There’s also a need for public support. For the last two years, at least, corn ethanol has suffered an image problem – opponents have leveled various charges against farmers and processors, everything from ethanol taking corn from the hungry and driving up food prices; to increased planting and the drive for higher yield resulting in more fertilizer runoff in water sources, as well as conversion of more land overseas from forest to cropland, increasing global-warming emissions; to mega-farms getting fat on corporate welfare in the form of taxpayer subsidies for corn.

Buis’ and Growth Energy’s assertion is that much of the anti-ethanol sentiment has been financed or encouraged by petroleum and related businesses, or “Big Oil.” To that end, he said Growth Energy welcomes the opportunity to draw these opponents out for direct confrontation, rather than having to fight the groups Big Oil uses to shield itself.

Clark said Big Oil has a reason to fight. “We’re going after somebody else’s rice bowl,” he said of the ethanol industry, with respect to the gas market.

He believes the U.S. has the ability to compensate for the oil it buys from OPEC (Organization of the Petroleum Exporting Countries) with domestic biofuel. According to the U.S. Energy Information Administration as of June 2009, the U.S. was importing 4.28 billion barrels of crude oil and products annually; of this, 1.75 billion barrels, or just under 41 percent, came from OPEC nations.
“Just by moving to E15 … that would create half a million construction jobs (nationally) and 136,000 permanent jobs” in renewable energy, Clark said. Strickland added these are jobs that would not be outsourced, either.

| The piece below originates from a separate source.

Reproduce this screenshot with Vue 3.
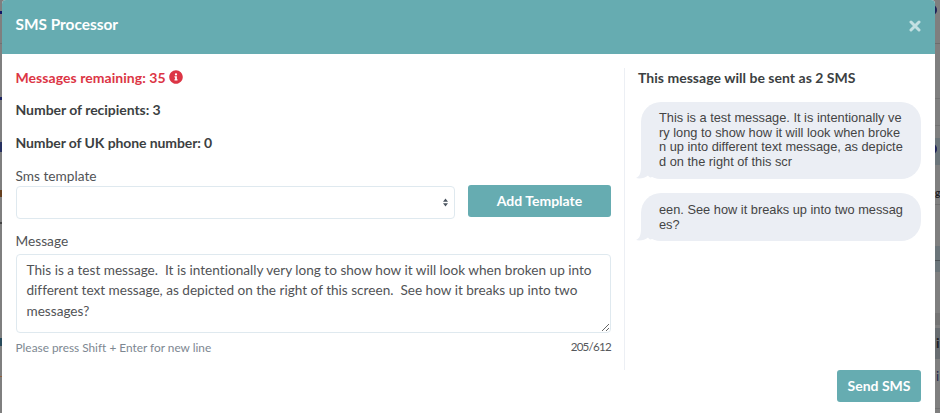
<template>
  <div class="page">
    <div class="behind left">
      <span v-for="m in leftMarks" :key="m.top" :style="{ top: m.top + 'px', height: m.height + 'px', background: m.color }"></span>
    </div>
    <div class="modal">
      <div class="modal-header">
        <h5>SMS Processor</h5>
        <button class="close" aria-label="Close">
          <svg viewBox="0 0 12 12" width="12" height="12"><path d="M2 2L10 10M10 2L2 10" /></svg>
        </button>
      </div>
      <div class="modal-body">
        <div class="form-side">
          <p class="info danger">
            <span class="t-remaining">Messages remaining: {{ remaining }}</span>
            <svg class="info-icon" viewBox="0 0 512 512" width="14" height="14"><path d="M256 8C119 8 8 119 8 256s111 248 248 248 248-111 248-248S393 8 256 8zm0 110a42 42 0 1 1 0 84 42 42 0 0 1 0-84zm56 254c0 7-5 12-12 12h-88c-7 0-12-5-12-12v-24c0-7 5-12 12-12h12v-64h-12c-7 0-12-5-12-12v-24c0-7 5-12 12-12h64c7 0 12 5 12 12v100h12c7 0 12 5 12 12v24z" /></svg>
          </p>
          <p class="info"><span class="t-recipients">Number of recipients: {{ recipients }}</span></p>
          <p class="info"><span class="t-uk">Number of UK phone number: {{ ukNumbers }}</span></p>
          <label class="template-label">Sms template</label>
          <div class="template-row">
            <div class="select">
              <svg viewBox="0 0 5 8" width="5" height="9"><path d="M2.5 0L0 3.2h5zM2.5 8L0 4.8h5z" /></svg>
            </div>
            <button class="btn btn-add">Add Template</button>
          </div>
          <label class="message-label">Message</label>
          <textarea v-model="message" class="message" spellcheck="false"></textarea>
          <div class="hint">
            <span class="help">Please press Shift + Enter for new line</span>
            <span class="count">{{ message.length }}/{{ maxLength }}</span>
          </div>
        </div>
        <div class="preview-side">
          <p class="preview-title">This message will be sent as {{ parts.length }} SMS</p>
          <div v-for="part in parts" :key="part" class="bubble">
            <svg class="tail" viewBox="0 0 16 22" width="16" height="22"><path d="M5 0H16V19C14 20 13 19 12 17.5C9 20 4 21 0 20C4 18.5 5 14 5 9Z" /></svg>
            <div class="bubble-text">{{ part }}</div>
          </div>
        </div>
      </div>
      <div class="modal-footer">
        <button class="btn btn-send">Send SMS</button>
      </div>
    </div>
    <div class="behind right">
      <span v-for="m in rightMarks" :key="m.top" :style="{ top: m.top + 'px', height: m.height + 'px', background: m.color }"></span>
      <i class="dot dot-top"></i>
      <i class="dot dot-mid"></i>
      <b class="cut cut-g">g</b>
      <b class="cut cut-i">i</b>
      <b class="cut cut-ai">i</b>
    </div>
  </div>
</template>

<script setup>
import { ref } from 'vue'

const remaining = ref(35)
const recipients = ref(3)
const ukNumbers = ref(0)
const maxLength = 612

const message = ref('This is a test message.  It is intentionally very long to show how it will look when broken up into different text message, as depicted on the right of this screen.  See how it breaks up into two messages?')

const parts = ref([
  'This is a test message. It is intentionally very long to show how it will look when broken up into different text message, as depicted on the right of this scr',
  'een. See how it breaks up into two messages?'
])

// page content showing through on both sides of the dialog
const leftMarks = [
  { top: 11, height: 3, color: '#101565' },
  { top: 43, height: 1, color: '#707274' },
  { top: 97, height: 3, color: '#1c2461' },
  { top: 142, height: 10, color: '#263060' },
  { top: 190, height: 7, color: '#65401f' },
  { top: 222, height: 2, color: '#444' },
  { top: 338, height: 8, color: '#294b5b' },
  { top: 376, height: 1, color: '#94613d' }
]
const rightMarks = [
  { top: 43, height: 1, color: '#6d6d6d' },
  { top: 98, height: 1, color: '#727272' },
  { top: 125, height: 1, color: '#727272' },
  { top: 138, height: 27, color: '#6b757a' },
  { top: 204, height: 1, color: '#707070' },
  { top: 246, height: 26, color: '#6b757a' },
  { top: 260, height: 1, color: '#4c5256' },
  { top: 313, height: 12, color: '#747474' },
  { top: 328, height: 31, color: '#686d71' },
  { top: 408, height: 1, color: '#707070' }
]
</script>

<style>
body { margin: 0; }
</style>

<style scoped>
.page { display: flex; width: 940px; height: 413px; overflow: hidden; background: #7f7f7f; font-family: Lato, sans-serif; font-size: 14px; font-variant-ligatures: none; color: #3c3f42; }
.behind { position: relative; flex: none; overflow: hidden; }
.behind span { position: absolute; left: 0; right: 0; }
.left { width: 2px; }
.right { width: 5px; }
.dot { position: absolute; left: -7px; width: 9px; height: 10px; border-radius: 50%; background: #1d2158; }
.dot-top { top: 5px; }
.dot-mid { top: 144px; }
.cut { position: absolute; line-height: 16px; color: #1e1e22; }
.cut-g { top: 184px; left: 0; font-size: 10px; }
.cut-i { top: 335px; left: 1px; font-size: 14px; }
.cut-ai { top: 368px; left: 1px; font-size: 13px; font-weight: 400; color: #23264a; }
.modal { display: flex; flex-direction: column; flex: 1; min-width: 0; background: #fff; border-radius: 4px 4px 0 0; }
.modal-header { display: flex; justify-content: space-between; box-sizing: border-box; height: 54px; padding: 14px 14px 0 13.5px; background: #66acb1; border-radius: 4px 4px 0 0; }
.modal-header h5 { margin: 0; font-size: 15.4px; font-weight: 700; line-height: 20px; color: #fff; }
.close { display: flex; margin-top: 6px; padding: 0; width: 12px; height: 12px; border: 0; background: none; }
.close path { fill: none; stroke: #c3e0e2; stroke-width: 3; stroke-linecap: round; }
.modal-body { display: flex; height: 302px; padding-top: 14px; }
.form-side { box-sizing: border-box; width: 623px; padding: 0 13px 0 13.5px; border-right: 1px solid #eceff4; }
.info { display: flex; align-items: center; gap: 3px; margin: 0 0 13px; height: 19.5px; line-height: 18.5px; font-weight: 700; white-space: nowrap; }
.danger { color: #dc3545; }
.t-remaining { letter-spacing: 0.05px; }
.t-recipients { letter-spacing: -0.04px; }
.t-uk { letter-spacing: -0.1px; }
.info-icon { margin-top: -2px; fill: #dc3545; }
label { display: block; line-height: 18px; font-size: 13.7px; color: #515356; }
.template-label { padding-top: 1px; }
.template-row { display: flex; gap: 13px; }
.select { box-sizing: border-box; display: flex; align-items: center; justify-content: flex-end; width: 439.5px; height: 33px; margin-top: 1px; padding-right: 6px; border: 1px solid #dfe9ef; border-radius: 4px; }
.select path { fill: #4b5560; }
.btn { height: 32px; padding: 0 0 1px; border: 0; border-radius: 3px; background: #66acb1; color: #fff; font-family: inherit; font-size: 14px; font-weight: 700; }
.btn-add { width: 143px; }
.message-label { margin-top: 13px; }
.message { display: block; box-sizing: border-box; width: 595.5px; height: 79px; margin: 4px 0 0; padding: 5px 9.5px 3px 10px; border: 1px solid #dfe9ef; border-radius: 4px; outline: none; resize: vertical; overflow: hidden; font-family: inherit; font-size: 13.6px; font-variant-ligatures: none; line-height: 20.5px; color: #515356; }
.hint { display: flex; justify-content: space-between; width: 595.5px; margin-top: 6px; line-height: 17px; font-size: 11.85px; }
.help { color: #7d8791; }
.count { margin-top: -1px; font-size: 11.6px; letter-spacing: -0.75px; color: #55585b; }
.preview-side { flex: 1; padding: 0 14px 0 13px; }
.preview-title { margin: 0 0 14.5px; line-height: 19px; font-weight: 700; letter-spacing: 0.03px; white-space: nowrap; }
.bubble { position: relative; box-sizing: border-box; width: 280px; margin: 0 0 14.5px 3px; padding: 9.5px 17px 9px 18px; border-radius: 20px; background: #ebeef4; }
.tail { position: absolute; left: -5px; bottom: -1px; fill: #ebeef4; }
.bubble-text { position: relative; font-family: "Liberation Sans", Arial, sans-serif; font-size: 12.8px; line-height: 14.7px; word-break: break-all; color: #444; }
.modal-footer { display: flex; justify-content: flex-end; padding-right: 14px; }
.btn-send { width: 84px; }
</style>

As for the U.S. retaining the option of domestic offshore oil drilling, especially in the face of the growing BP Gulf slick, Clark would only say the country needs to be careful “that we don’t do something we can’t recover from.” He added the nation buys its oil from many sources; in his opinion, there is plenty of oil left in the world, but the problem is, what environmental impact will particular methods of extracting it render?